David is murdered in the brutal attack, while Erica winds up comatose for three weeks. When she regains consciousness, she can barely leave the house, due to a potent case of PTSD. In her state of panic, she buys a black-market gun — and before long, she’s using it.

Her first kill is self-defense, when a deadbeat dad comes into a bodega and kills his wife behind the counter; the second one involves scary thugs on the subway. (Erica could have fled at a previous stop but instead decides to stick around and force a confrontation.) After that, she goes out looking for trouble, wondering in the narration, “Why don’t my hands shake? Why doesn’t someone stop me?”

Pursuing the vigilante is detective Sean Mercer (Terrence Howard), who also happens to be a fan of Erica’s radio show. Eventually, he starts piecing together that the shooter isn’t a man — and that it is Erica — and she knows he knows. Will Erica make a mistake so egregious that Mercer will be forced to arrest her? And is Mercer up to it?

Without going into spoilers, let’s just say that the film sets up big issues without really wanting to address them. Foster — who shuns press, except when she doesn’t — has given interview after interview expressing her hope that the movie doesn’t condone vigilantism, and while “The Brave One” isn’t exactly pro-gun propaganda, its sense of exhilaration over revenge and empowerment outweighs its nagging sense of guilt that we, the audience, shouldn’t be enjoying any of this. And the story’s finale is riddled with staggering cop-outs that completely sidestep the hard questions about Erica’s choices, hand-wringing voiceovers aside.

Perhaps it’s not surprising — as an indie filmmaker, Neil Jordan has created modern masterpieces like “The Crying Game” and “The Butcher Boy,” but when he goes to work for big studios and commercial producers, he delivers dross like “Interview with the Vampire.” It’s the aesthetic of producer Joel Silver — the huckster behind such cerebral fare as “Predator” and the “Lethal Weapon” series — and not Jordan that seems to have sway here.

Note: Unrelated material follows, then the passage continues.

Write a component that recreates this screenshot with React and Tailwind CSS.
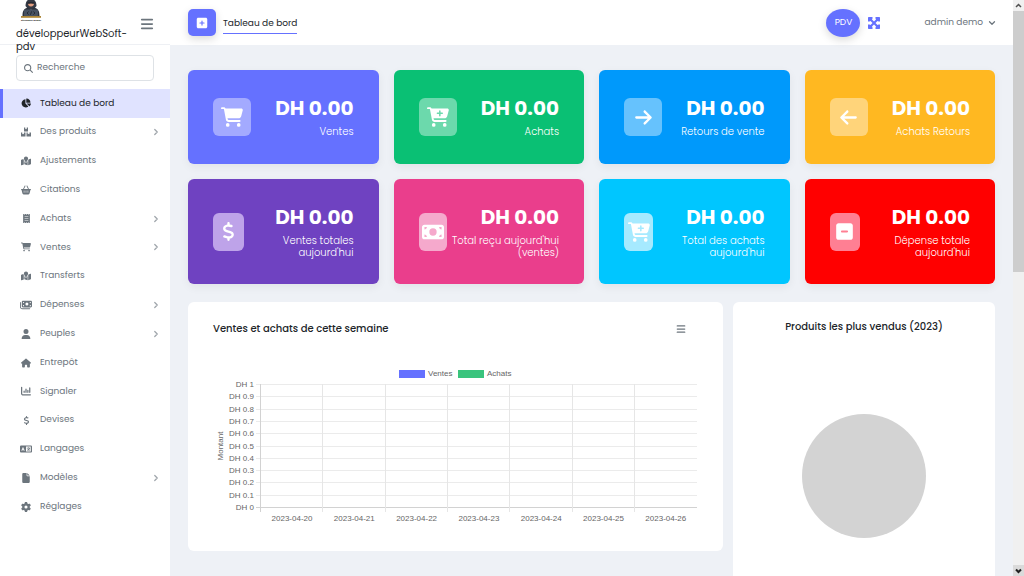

Foster commits to the role, although she’s obviously more comfortable playing Erica the victim than Erica the happy bride-to-be — there are many notes that Jodie Foster excels at playing on-screen, but “effervescent” isn’t one of them. Between her mumbling and Howard’s constant whispering, you’ll be reminded of that old “SCTV” sketch where they do the Ella Fitzgerald Memorex ad, only with Rickie Lee Jones and Tom Waits.

“The Brave One” wants desperately to be a story about female empowerment, about vigilante justice, about the inadequacies of law enforcement. But the result is a dopey action movie featuring the contributions of people too talented to waste their time on something this risible.